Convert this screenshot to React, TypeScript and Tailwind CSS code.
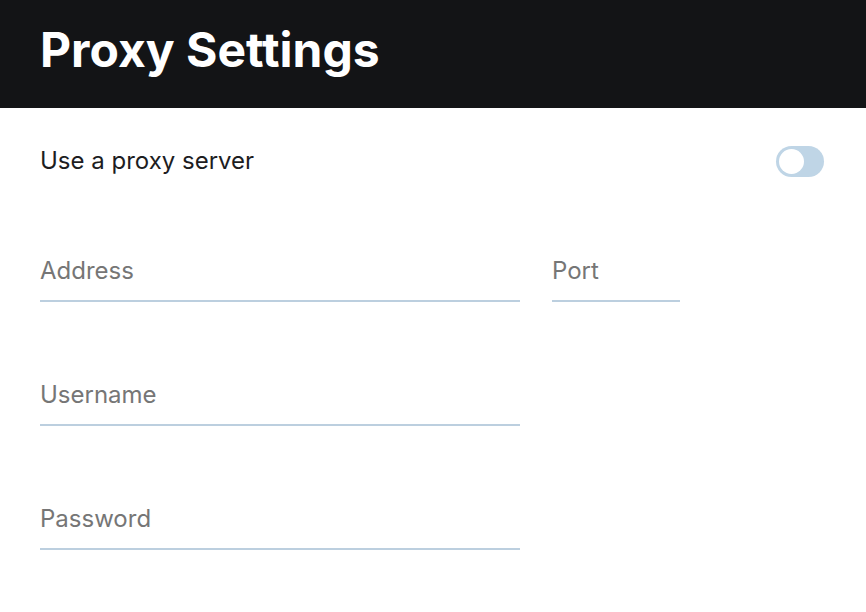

────────────────

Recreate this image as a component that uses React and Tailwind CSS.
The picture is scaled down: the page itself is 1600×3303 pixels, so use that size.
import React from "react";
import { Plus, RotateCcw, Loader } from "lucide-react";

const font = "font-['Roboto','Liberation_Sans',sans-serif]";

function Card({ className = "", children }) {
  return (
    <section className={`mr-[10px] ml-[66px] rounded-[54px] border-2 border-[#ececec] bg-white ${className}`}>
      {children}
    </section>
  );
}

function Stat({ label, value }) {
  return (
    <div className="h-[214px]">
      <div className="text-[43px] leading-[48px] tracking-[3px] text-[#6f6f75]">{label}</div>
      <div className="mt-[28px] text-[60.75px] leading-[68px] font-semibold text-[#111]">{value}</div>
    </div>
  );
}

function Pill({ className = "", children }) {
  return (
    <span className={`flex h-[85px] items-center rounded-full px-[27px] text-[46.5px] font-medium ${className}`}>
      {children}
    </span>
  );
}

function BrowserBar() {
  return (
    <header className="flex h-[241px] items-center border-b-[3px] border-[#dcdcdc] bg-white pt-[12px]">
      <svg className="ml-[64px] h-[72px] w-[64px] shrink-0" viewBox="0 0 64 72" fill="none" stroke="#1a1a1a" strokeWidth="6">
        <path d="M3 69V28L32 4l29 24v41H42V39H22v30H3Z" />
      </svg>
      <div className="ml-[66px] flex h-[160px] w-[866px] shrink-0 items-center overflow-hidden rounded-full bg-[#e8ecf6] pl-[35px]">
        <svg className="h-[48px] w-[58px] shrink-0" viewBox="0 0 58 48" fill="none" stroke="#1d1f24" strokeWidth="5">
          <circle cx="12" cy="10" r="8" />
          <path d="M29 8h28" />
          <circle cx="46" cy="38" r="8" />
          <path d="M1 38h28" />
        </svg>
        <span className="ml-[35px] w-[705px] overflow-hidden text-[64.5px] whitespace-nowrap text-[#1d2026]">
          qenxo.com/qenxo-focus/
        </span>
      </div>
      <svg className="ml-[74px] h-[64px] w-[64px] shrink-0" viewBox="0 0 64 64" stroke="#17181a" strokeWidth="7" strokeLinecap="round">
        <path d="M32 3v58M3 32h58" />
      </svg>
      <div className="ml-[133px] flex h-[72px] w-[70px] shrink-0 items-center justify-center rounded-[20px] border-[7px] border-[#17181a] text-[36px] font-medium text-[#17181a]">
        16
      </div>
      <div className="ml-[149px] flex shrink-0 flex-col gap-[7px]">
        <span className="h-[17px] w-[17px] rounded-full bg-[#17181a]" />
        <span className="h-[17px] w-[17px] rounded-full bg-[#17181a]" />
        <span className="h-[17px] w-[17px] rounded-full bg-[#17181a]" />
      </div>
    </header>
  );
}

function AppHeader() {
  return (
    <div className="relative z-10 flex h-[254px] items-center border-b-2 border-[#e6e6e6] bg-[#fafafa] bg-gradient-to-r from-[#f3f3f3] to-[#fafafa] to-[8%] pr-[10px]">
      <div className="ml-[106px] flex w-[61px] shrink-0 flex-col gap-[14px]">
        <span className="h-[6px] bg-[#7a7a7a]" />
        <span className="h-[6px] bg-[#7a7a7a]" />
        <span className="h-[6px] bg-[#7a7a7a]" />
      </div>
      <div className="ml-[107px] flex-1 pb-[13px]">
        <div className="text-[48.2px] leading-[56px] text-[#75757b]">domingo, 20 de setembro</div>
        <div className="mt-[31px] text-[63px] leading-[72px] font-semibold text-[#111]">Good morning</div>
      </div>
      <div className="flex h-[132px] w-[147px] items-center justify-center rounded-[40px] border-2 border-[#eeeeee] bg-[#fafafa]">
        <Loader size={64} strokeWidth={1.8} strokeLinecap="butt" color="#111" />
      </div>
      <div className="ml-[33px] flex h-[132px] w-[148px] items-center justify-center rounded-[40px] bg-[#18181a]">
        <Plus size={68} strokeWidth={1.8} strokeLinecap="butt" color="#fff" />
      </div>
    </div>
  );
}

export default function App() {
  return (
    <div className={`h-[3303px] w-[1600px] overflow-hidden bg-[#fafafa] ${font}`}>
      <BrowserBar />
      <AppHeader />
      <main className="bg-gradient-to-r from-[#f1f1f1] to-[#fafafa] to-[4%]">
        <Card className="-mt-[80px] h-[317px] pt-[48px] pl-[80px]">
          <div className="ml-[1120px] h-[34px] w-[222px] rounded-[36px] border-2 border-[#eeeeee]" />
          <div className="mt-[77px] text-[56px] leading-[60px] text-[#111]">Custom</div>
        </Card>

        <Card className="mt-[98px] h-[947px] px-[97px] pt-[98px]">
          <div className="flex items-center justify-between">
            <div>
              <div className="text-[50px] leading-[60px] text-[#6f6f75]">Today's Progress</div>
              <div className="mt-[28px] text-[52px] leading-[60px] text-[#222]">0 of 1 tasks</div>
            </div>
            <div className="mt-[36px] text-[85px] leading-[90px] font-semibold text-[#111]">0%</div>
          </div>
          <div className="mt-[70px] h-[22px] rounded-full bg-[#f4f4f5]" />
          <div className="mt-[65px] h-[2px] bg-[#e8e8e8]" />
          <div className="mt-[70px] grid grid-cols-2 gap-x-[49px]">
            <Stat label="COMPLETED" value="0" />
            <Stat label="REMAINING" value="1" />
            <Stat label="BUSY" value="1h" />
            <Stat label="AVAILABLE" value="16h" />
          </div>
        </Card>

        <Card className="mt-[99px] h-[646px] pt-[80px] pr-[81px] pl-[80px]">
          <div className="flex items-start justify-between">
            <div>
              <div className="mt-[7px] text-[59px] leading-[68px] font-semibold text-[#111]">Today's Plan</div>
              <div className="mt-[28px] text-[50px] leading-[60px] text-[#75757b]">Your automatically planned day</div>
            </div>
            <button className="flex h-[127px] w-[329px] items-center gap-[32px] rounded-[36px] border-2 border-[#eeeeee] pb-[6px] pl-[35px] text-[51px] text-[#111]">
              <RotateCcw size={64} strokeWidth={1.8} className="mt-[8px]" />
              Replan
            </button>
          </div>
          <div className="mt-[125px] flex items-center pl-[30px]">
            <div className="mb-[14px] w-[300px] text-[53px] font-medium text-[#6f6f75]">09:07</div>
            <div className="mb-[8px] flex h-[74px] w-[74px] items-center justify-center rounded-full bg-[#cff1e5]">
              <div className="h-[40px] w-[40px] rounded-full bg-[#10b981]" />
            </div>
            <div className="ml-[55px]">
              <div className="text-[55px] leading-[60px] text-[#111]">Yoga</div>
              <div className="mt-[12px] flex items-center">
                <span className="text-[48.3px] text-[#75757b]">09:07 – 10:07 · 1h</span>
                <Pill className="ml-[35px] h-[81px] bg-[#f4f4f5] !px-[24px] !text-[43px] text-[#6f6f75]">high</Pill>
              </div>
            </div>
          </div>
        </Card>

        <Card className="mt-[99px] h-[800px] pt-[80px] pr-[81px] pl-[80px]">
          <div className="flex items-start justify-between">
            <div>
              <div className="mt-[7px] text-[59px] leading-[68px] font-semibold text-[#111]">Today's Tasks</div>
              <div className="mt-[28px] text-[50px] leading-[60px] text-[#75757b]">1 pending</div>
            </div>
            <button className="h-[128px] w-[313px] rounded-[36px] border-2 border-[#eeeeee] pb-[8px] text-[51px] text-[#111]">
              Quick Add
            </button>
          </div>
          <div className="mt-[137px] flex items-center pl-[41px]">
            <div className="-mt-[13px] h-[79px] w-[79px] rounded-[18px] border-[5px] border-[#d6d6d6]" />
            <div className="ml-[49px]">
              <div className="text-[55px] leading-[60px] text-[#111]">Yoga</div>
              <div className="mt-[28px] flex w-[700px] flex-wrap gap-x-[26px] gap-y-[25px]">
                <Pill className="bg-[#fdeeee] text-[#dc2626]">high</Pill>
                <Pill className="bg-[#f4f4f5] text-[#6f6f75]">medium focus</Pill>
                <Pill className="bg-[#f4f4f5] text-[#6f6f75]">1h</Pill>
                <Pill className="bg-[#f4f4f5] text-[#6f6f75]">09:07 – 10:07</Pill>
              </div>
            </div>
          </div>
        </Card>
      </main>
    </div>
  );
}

────────────────

**WHAT IS REQUIRED:** Find the word "that" and list each line it appears in.

**THE RESPONSE:**
Recreate this image as a component that uses React and Tailwind CSS.
The picture is scaled down: the page itself is 1600×3303 pixels, so use that size.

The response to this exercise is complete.